Tapping into its deep pool of data from price-paid and “actual quantities sold,” Adobe said in its most recent Digital Price Index report that the consumer goods sector is experiencing price deflation.
Some segments such as airline flights and hotel stays are rising. This follows a broader trend of consumers who are spending more on experiences, which require travel. The data suggests companies are taking advantage of the greater demand to nudge up prices.
Adobe said its May DPI “unveiled deflation in the majority of the consumer goods it tracks and low-cost items saw the greatest price drops year-over-year with the exception of TVs.” The DPI culls data from 15 billion web site visits as well as 2.2 million products that are sold online.
Adobe said year-over-year, price points on the most expensive TVs “dropped much faster than the cheapest TVs [26.0 percent versus 15.0 percent].” And by contrast, the company said its DPI showed that “low-cost computers saw faster deflation than high-end computers [15.0 percent versus 4.0 percent].”
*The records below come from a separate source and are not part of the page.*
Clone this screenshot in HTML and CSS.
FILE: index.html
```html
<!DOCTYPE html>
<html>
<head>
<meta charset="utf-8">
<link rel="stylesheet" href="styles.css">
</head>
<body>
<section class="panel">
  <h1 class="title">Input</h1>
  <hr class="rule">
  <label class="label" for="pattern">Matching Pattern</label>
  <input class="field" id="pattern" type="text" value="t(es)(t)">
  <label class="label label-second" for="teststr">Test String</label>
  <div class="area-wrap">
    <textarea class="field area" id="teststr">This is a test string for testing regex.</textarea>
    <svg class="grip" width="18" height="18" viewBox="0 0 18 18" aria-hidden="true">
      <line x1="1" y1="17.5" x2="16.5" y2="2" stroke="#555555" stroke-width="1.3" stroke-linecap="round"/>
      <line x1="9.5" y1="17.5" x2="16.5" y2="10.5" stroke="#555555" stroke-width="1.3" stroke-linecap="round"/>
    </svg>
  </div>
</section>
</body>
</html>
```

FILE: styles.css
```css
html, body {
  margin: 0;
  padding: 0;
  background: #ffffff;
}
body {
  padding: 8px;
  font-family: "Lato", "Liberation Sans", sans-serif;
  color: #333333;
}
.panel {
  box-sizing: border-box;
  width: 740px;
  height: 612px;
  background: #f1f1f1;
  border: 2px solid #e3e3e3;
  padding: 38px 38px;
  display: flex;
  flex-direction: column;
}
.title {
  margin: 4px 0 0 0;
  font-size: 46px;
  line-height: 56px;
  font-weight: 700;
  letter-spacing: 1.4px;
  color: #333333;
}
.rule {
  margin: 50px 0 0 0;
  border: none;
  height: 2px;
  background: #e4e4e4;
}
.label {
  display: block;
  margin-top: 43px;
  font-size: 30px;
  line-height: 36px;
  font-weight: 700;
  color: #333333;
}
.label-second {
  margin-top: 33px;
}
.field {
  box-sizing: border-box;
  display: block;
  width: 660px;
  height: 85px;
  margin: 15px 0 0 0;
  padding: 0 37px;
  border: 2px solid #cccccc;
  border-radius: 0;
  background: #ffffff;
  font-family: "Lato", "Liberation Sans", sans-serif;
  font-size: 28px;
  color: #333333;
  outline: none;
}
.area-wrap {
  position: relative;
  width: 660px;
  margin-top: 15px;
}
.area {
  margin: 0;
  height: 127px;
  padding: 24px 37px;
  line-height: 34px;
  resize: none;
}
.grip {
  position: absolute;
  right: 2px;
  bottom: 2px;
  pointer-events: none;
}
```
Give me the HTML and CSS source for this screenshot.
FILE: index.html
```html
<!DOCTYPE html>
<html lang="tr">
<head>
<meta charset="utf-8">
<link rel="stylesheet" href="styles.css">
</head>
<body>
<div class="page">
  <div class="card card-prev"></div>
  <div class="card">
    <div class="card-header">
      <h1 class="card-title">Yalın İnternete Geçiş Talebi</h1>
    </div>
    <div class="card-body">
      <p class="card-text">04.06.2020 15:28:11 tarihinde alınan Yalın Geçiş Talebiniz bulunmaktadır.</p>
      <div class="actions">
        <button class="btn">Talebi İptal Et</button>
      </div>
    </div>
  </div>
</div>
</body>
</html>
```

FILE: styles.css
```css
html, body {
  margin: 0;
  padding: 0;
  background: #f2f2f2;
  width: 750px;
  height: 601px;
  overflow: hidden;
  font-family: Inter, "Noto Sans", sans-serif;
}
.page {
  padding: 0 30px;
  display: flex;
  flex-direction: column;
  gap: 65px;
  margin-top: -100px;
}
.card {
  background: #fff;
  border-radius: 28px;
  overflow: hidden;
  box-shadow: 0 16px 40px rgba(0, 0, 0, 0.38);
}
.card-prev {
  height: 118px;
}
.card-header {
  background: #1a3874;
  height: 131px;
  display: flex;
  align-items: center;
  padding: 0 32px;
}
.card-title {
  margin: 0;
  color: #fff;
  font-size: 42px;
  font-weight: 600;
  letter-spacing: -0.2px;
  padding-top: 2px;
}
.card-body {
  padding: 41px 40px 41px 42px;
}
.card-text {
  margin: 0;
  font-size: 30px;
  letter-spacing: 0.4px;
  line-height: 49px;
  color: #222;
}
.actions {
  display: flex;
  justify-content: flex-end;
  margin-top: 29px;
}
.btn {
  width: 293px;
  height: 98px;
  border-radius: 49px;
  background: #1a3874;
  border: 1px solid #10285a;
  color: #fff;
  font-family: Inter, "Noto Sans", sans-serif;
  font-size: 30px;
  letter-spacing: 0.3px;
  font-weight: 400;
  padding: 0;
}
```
The company said appliances, computers, furniture, food, sporting goods and TVs all experienced month-over-month deflation that was between 0.2 and 3.7 percent. “Between April 2015 and April 2016, the DPI found that prices for appliances, computers, flights, furniture, sporting goods, TVs and toys dropped between 2.8 and 19.7 percent,” the company noted. Adobe did not disclose prices for apparel or accessories, but recent government figures showed declines in the apparel segment.
Adobe’s results for May, which are based on more data points than what the federal government uses, compares to the U.S. Bureau of Labor Statistics’ Consumer Price Index that showed year-over-year deflation of between 0.3 and 16.1 percent for the categories cited by Adobe.
Mickey Mericle, vice president of marketing and customer insights at Adobe, said her firm “tracks nearly 30 times the number of consumer goods as the CPI, along with over one billion visits to job search web sites and over two billion visits to housing search web sites. This tremendous amount of data reveals further deflation, higher unemployment and more weakness in the housing market than current reports suggest.”
Regarding airfares, the DPI showed prices rising 4.1 percent month over month with Texas, California and Florida seeing the most inflation. Hotel prices increased 0.7 percent in the same period.
Adobe’s DPI is part of its “Digital Economy Project,” which includes a Digital Housing Index and a Job Seeking Index. For May, the JSI increased, “a sign that more people are looking for jobs,” the company said adding that the JSI is “based on analysis of aggregated and anonymous data of one billion visits to U.S. job search web sites and top U.S. employer career pages from May 2015 through May 2016.”